Antes de las últimas elecciones nacionales, el Frente Amplio (FA) temía, entre muchas otras cosas, perder este año el gobierno departamental de Montevideo. Ahora el panorama se le presenta menos sombrío, pero algunos de sus criterios y problemas relacionados con los comicios del próximo 10 de mayo siguen intactos.

Se transformó en decisión firme, por muy amplia mayoría, la idea de que lo mejor es presentar más de una candidatura. Esto se veía venir desde hace tiempo, sin que se escucharan muchos cuestionamientos al abandono definitivo de la premisa fundacional por la cual, con un solo programa de gobierno, se debía postular una sola persona a cada cargo ejecutivo electivo, poniendo de manifiesto una diferencia sustancial con colorados y blancos. Desde la reforma constitucional de 1996 tal práctica dejó de ser optativa para la presidencia de la República, pero tras ganar esa batalla el propio FA comenzó a tolerar que en algunos departamentos se presentara más de una candidatura a la intendencia, y de ese modo el aprovechamiento de acumulación electoral se fue generalizando hasta que Montevideo quedó como único mástil de la vieja bandera, hoy arriada. Y no porque ya no haya un solo programa: en ese terreno, parece existir más déficit que sobreabundancia.

Se sostiene que, si la oposición suma votos a distintos postulantes, no hay por qué darle la ventaja de no hacer lo mismo, un razonamiento que podría haberse aplicado desde 1971. Si alguien pregunta por qué antes no y ahora sí, la respuesta más obvia parece ser una que los dirigentes frenteamplistas no suelen dar: antes era posible que las aspiraciones sectoriales y la competencia interna se subordinaran a un acuerdo unitario y ahora eso ya no resulta viable. En 2010, la opción por Ana Olivera en el Plenario Departamental montevideano fue forzada por una mayoría y hubo heridos. A partir de esa experiencia, se podría haber retomado el imperativo de sacrificar intereses propios para cuidar la salud colectiva, pero se prefirió dejar de lado la candidatura única, cuando mantenerla con una postulación por auténtico consenso podría considerarse incluso conveniente desde el punto de vista electoral, para subrayar el contraste con la sumatoria de blancos y colorados en el lema Partido de la Concertación.

Hace cinco años, la multiplicidad de aspirantes no se presentó como expresión de diferencias programáticas y la candidatura de Daniel Martínez quedó descartada sin que él llegara a exponer en detalle qué quería hacer. Ahora la competencia interna tampoco se planteó como una situación originada por la existencia de propuestas distintas.

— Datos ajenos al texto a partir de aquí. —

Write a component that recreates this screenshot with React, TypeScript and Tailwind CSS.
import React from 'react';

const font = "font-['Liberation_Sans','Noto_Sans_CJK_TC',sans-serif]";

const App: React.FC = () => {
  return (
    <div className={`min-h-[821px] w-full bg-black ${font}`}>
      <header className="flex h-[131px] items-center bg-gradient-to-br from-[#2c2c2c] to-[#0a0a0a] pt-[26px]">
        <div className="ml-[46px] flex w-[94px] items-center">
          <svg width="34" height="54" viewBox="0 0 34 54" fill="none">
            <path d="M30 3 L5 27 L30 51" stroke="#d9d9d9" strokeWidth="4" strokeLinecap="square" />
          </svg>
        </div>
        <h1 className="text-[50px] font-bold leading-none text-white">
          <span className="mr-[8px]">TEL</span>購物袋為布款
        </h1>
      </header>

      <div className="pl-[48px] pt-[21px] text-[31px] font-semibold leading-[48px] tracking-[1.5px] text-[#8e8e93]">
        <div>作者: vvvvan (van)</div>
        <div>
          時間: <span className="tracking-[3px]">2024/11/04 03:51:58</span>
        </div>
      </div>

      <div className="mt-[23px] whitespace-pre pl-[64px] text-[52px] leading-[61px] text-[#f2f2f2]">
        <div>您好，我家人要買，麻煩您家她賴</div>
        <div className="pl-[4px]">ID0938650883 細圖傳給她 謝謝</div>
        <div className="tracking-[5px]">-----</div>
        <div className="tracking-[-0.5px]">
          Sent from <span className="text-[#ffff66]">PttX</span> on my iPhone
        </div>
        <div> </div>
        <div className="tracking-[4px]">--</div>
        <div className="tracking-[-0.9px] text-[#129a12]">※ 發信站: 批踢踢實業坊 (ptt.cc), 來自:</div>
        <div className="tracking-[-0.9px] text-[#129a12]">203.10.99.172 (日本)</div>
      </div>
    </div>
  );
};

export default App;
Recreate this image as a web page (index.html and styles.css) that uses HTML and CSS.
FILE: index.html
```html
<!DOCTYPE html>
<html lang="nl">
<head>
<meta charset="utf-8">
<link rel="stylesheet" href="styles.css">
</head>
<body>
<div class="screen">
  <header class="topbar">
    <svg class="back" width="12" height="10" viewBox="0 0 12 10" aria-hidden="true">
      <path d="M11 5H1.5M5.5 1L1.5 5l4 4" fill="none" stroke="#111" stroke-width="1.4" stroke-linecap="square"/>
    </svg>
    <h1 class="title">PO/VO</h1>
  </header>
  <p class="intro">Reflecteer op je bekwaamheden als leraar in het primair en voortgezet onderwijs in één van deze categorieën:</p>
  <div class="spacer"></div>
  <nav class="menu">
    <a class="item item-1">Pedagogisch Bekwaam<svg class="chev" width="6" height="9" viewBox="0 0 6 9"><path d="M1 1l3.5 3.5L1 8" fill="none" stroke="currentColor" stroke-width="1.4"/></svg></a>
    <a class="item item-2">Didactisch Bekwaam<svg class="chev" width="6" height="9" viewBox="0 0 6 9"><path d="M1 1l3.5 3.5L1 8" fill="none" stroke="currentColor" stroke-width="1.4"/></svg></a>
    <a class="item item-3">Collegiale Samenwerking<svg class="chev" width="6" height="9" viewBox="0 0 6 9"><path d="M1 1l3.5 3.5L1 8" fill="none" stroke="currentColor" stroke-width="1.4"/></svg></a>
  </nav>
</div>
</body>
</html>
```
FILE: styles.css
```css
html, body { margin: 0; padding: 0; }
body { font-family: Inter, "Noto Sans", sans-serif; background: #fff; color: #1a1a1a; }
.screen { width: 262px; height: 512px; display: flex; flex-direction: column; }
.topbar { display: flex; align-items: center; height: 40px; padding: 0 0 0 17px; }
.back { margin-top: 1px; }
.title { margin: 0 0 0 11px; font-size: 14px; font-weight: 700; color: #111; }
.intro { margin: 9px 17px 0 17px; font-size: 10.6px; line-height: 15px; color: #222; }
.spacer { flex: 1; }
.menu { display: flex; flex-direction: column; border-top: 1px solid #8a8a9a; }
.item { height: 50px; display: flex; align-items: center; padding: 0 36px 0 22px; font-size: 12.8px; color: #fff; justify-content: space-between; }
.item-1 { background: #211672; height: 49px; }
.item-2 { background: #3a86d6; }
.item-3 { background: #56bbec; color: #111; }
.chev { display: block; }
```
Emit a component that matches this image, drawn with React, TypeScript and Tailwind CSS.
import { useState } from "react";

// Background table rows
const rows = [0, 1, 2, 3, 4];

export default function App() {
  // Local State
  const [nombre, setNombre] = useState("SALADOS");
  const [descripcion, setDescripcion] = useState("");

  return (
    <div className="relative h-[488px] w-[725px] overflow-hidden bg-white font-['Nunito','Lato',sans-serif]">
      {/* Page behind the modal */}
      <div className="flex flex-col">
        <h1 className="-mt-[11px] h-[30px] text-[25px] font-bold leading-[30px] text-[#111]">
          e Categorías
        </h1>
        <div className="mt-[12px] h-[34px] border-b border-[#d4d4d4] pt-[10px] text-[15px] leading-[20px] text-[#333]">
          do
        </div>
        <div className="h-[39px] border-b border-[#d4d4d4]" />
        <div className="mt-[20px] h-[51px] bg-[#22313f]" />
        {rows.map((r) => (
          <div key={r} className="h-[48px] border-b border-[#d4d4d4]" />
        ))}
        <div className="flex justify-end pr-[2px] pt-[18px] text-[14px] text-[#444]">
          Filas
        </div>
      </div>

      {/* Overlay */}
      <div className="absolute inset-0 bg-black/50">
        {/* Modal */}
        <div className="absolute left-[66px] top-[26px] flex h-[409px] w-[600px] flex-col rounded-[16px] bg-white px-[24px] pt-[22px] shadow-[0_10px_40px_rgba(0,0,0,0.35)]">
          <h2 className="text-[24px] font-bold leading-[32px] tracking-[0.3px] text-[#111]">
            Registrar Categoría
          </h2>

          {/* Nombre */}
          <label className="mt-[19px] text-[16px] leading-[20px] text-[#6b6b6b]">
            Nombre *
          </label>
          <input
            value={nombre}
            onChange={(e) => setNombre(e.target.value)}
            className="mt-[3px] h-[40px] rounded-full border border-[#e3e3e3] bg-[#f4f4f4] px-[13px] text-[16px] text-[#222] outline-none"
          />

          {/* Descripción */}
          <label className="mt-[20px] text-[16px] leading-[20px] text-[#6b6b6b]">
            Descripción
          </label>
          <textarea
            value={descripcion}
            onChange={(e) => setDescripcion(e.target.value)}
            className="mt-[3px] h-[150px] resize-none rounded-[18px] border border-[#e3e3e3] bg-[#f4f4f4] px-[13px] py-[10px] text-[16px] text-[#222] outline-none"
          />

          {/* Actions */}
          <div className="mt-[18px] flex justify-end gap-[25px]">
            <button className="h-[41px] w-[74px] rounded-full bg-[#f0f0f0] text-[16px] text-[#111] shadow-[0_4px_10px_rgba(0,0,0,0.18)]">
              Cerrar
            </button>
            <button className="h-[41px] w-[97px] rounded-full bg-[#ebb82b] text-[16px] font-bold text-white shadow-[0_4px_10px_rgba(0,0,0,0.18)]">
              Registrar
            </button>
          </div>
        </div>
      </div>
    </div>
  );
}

Podría haber ocurrido que, abocado el FA montevideano a la difícil tarea de definir sus objetivos para un quinto período consecutivo de gobierno departamental, hubieran surgido posiciones encontradas al respecto, o énfasis contrapuestos acerca del modo de alcanzar esas metas. Lo que pasó fue que, después de que se anunciara que Martínez lo intentaría de nuevo, se comenzó a hacer sonar el nombre de Lucía Topolansky, sin que nadie dijera con claridad si ella representaba otras iniciativas u otro modo de procurar metas comunes.

La senadora ha insistido en que no tiene especial interés en el cargo, y en que acepta ser candidata por voluntad de los sectores que la respaldan (su Movimiento de Participación Popular y, por ahora, seis integrantes más del llamado Grupo de los Ocho), sin que éstos hayan dado a conocer motivos programáticos para no acompañar a Martínez. A la vez, el apoyo a éste de su Partido Socialista (PS) y del Frente Líber Seregni (FLS) se ha transparentado como consecuencia de un acuerdo que incluye el alineamiento de ambos grupos tras la candidatura del astorista José Carlos Mahía a la Intendencia de Canelones, sin que en este caso se hayan difundido tampoco razones relacionadas con el programa.

Por otra parte, el FA llegó a un consenso, sin motivos explicitados, para descartar la posibilidad de reelección de Olivera, cuyo desempeño ha sido bastante mejor que el de algunos de sus antecesores, con iniciativas bien encaminadas para solucionar varios de los principales problemas montevideanos. Si atribuyéramos los alineamientos sectoriales de hoy a cuestiones programáticas, habría que pensar que Topolansky representa el continuismo del Grupo de los Ocho, contrapuesto a una alternativa elaborada por el PS y el FLS, pero hasta ahora no hay nada a la vista para sustentar esa interpretación (que, además, implicaría demostrar la existencia de continuismo por parte de Olivera en relación con la gestión de Ricardo Ehrlich, cosa bastante difícil). Más bien da la impresión de que esos alineamientos son parte de una guerra de posiciones, cargada de importancia al inicio de un período en el que forzosamente se definirán nuevas relaciones de fuerzas. El buen o mal resultado para los montevideanos puede ser un efecto colateral.